▶ _Aim_: Transcribe all records exactly.

▶ _Task inputs_:

━━━━━━

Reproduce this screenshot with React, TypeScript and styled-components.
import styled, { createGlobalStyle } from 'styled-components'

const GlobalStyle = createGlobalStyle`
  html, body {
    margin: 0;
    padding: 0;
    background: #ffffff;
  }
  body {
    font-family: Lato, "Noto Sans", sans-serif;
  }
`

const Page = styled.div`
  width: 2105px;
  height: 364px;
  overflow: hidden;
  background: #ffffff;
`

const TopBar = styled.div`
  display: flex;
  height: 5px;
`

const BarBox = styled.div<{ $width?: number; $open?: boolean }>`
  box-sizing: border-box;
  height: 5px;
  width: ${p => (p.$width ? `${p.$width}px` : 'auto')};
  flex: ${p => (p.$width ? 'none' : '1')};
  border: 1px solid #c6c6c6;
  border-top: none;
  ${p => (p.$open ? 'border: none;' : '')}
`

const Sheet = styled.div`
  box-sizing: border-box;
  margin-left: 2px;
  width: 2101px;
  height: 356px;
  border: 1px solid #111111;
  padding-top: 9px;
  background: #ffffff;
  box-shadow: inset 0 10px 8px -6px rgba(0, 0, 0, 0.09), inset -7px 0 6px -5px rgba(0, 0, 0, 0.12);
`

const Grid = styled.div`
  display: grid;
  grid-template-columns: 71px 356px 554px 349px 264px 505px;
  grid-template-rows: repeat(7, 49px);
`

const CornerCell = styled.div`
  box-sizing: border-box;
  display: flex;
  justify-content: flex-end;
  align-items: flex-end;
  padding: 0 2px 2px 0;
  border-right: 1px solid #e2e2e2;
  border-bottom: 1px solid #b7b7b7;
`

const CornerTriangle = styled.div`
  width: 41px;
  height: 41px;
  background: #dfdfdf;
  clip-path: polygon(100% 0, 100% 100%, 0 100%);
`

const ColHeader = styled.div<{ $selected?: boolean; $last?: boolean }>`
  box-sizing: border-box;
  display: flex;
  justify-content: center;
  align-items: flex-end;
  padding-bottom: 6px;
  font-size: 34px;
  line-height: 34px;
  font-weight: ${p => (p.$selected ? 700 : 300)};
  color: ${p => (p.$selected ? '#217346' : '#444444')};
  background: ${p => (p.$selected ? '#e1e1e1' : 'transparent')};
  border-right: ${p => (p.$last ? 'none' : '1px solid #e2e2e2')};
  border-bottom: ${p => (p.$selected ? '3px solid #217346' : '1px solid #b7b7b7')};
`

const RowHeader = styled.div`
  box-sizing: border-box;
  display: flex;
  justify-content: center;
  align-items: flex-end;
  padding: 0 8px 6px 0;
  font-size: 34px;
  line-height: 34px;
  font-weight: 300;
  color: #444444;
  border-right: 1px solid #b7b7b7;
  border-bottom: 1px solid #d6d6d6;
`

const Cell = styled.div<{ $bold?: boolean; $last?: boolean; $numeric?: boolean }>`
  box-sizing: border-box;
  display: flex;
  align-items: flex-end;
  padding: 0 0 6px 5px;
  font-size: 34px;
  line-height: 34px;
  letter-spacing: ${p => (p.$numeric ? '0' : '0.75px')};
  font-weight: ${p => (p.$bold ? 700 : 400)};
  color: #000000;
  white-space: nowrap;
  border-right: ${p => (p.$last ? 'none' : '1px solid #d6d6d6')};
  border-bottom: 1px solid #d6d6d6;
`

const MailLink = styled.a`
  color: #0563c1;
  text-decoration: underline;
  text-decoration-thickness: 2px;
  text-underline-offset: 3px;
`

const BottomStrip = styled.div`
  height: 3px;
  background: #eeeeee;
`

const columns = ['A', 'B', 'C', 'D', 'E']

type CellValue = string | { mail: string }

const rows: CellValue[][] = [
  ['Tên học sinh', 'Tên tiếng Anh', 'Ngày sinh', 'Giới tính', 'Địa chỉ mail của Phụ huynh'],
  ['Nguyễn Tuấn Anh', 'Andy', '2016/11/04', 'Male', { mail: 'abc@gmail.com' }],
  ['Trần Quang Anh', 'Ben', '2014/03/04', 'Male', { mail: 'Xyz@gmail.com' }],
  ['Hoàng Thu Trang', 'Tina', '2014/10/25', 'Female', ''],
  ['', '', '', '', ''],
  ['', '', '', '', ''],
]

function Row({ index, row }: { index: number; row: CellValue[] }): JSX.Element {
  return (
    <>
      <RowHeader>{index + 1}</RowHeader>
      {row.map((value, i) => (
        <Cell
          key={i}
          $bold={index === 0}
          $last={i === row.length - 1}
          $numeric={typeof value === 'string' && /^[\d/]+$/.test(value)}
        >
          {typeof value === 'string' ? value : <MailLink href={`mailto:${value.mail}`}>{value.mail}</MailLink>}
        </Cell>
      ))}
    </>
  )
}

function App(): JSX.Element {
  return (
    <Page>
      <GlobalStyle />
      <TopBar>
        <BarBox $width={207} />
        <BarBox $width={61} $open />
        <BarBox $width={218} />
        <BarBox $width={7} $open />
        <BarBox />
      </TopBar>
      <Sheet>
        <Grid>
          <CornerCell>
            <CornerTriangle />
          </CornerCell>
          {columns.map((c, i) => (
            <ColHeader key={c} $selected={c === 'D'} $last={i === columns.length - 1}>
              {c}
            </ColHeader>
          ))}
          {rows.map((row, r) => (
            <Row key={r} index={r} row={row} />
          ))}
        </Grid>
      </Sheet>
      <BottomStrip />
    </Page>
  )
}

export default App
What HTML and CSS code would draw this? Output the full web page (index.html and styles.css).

━━━━━━

▶ _Finished answer_:
Reproduce this screenshot with React, TypeScript and styled-components.
import styled, { createGlobalStyle } from 'styled-components'

const GlobalStyle = createGlobalStyle`
  html, body {
    margin: 0;
    padding: 0;
    background: #ffffff;
  }
  body {
    font-family: Lato, "Noto Sans", sans-serif;
  }
`

const Page = styled.div`
  width: 2105px;
  height: 364px;
  overflow: hidden;
  background: #ffffff;
`

const TopBar = styled.div`
  display: flex;
  height: 5px;
`

const BarBox = styled.div<{ $width?: number; $open?: boolean }>`
  box-sizing: border-box;
  height: 5px;
  width: ${p => (p.$width ? `${p.$width}px` : 'auto')};
  flex: ${p => (p.$width ? 'none' : '1')};
  border: 1px solid #c6c6c6;
  border-top: none;
  ${p => (p.$open ? 'border: none;' : '')}
`

const Sheet = styled.div`
  box-sizing: border-box;
  margin-left: 2px;
  width: 2101px;
  height: 356px;
  border: 1px solid #111111;
  padding-top: 9px;
  background: #ffffff;
  box-shadow: inset 0 10px 8px -6px rgba(0, 0, 0, 0.09), inset -7px 0 6px -5px rgba(0, 0, 0, 0.12);
`

const Grid = styled.div`
  display: grid;
  grid-template-columns: 71px 356px 554px 349px 264px 505px;
  grid-template-rows: repeat(7, 49px);
`

const CornerCell = styled.div`
  box-sizing: border-box;
  display: flex;
  justify-content: flex-end;
  align-items: flex-end;
  padding: 0 2px 2px 0;
  border-right: 1px solid #e2e2e2;
  border-bottom: 1px solid #b7b7b7;
`

const CornerTriangle = styled.div`
  width: 41px;
  height: 41px;
  background: #dfdfdf;
  clip-path: polygon(100% 0, 100% 100%, 0 100%);
`

const ColHeader = styled.div<{ $selected?: boolean; $last?: boolean }>`
  box-sizing: border-box;
  display: flex;
  justify-content: center;
  align-items: flex-end;
  padding-bottom: 6px;
  font-size: 34px;
  line-height: 34px;
  font-weight: ${p => (p.$selected ? 700 : 300)};
  color: ${p => (p.$selected ? '#217346' : '#444444')};
  background: ${p => (p.$selected ? '#e1e1e1' : 'transparent')};
  border-right: ${p => (p.$last ? 'none' : '1px solid #e2e2e2')};
  border-bottom: ${p => (p.$selected ? '3px solid #217346' : '1px solid #b7b7b7')};
`

const RowHeader = styled.div`
  box-sizing: border-box;
  display: flex;
  justify-content: center;
  align-items: flex-end;
  padding: 0 8px 6px 0;
  font-size: 34px;
  line-height: 34px;
  font-weight: 300;
  color: #444444;
  border-right: 1px solid #b7b7b7;
  border-bottom: 1px solid #d6d6d6;
`

const Cell = styled.div<{ $bold?: boolean; $last?: boolean; $numeric?: boolean }>`
  box-sizing: border-box;
  display: flex;
  align-items: flex-end;
  padding: 0 0 6px 5px;
  font-size: 34px;
  line-height: 34px;
  letter-spacing: ${p => (p.$numeric ? '0' : '0.75px')};
  font-weight: ${p => (p.$bold ? 700 : 400)};
  color: #000000;
  white-space: nowrap;
  border-right: ${p => (p.$last ? 'none' : '1px solid #d6d6d6')};
  border-bottom: 1px solid #d6d6d6;
`

const MailLink = styled.a`
  color: #0563c1;
  text-decoration: underline;
  text-decoration-thickness: 2px;
  text-underline-offset: 3px;
`

const BottomStrip = styled.div`
  height: 3px;
  background: #eeeeee;
`

const columns = ['A', 'B', 'C', 'D', 'E']

type CellValue = string | { mail: string }

const rows: CellValue[][] = [
  ['Tên học sinh', 'Tên tiếng Anh', 'Ngày sinh', 'Giới tính', 'Địa chỉ mail của Phụ huynh'],
  ['Nguyễn Tuấn Anh', 'Andy', '2016/11/04', 'Male', { mail: 'abc@gmail.com' }],
  ['Trần Quang Anh', 'Ben', '2014/03/04', 'Male', { mail: 'Xyz@gmail.com' }],
  ['Hoàng Thu Trang', 'Tina', '2014/10/25', 'Female', ''],
  ['', '', '', '', ''],
  ['', '', '', '', ''],
]

function Row({ index, row }: { index: number; row: CellValue[] }): JSX.Element {
  return (
    <>
      <RowHeader>{index + 1}</RowHeader>
      {row.map((value, i) => (
        <Cell
          key={i}
          $bold={index === 0}
          $last={i === row.length - 1}
          $numeric={typeof value === 'string' && /^[\d/]+$/.test(value)}
        >
          {typeof value === 'string' ? value : <MailLink href={`mailto:${value.mail}`}>{value.mail}</MailLink>}
        </Cell>
      ))}
    </>
  )
}

function App(): JSX.Element {
  return (
    <Page>
      <GlobalStyle />
      <TopBar>
        <BarBox $width={207} />
        <BarBox $width={61} $open />
        <BarBox $width={218} />
        <BarBox $width={7} $open />
        <BarBox />
      </TopBar>
      <Sheet>
        <Grid>
          <CornerCell>
            <CornerTriangle />
          </CornerCell>
          {columns.map((c, i) => (
            <ColHeader key={c} $selected={c === 'D'} $last={i === columns.length - 1}>
              {c}
            </ColHeader>
          ))}
          {rows.map((row, r) => (
            <Row key={r} index={r} row={row} />
          ))}
        </Grid>
      </Sheet>
      <BottomStrip />
    </Page>
  )
}

export default App
What HTML and CSS code would draw this? Output the full web page (index.html and styles.css).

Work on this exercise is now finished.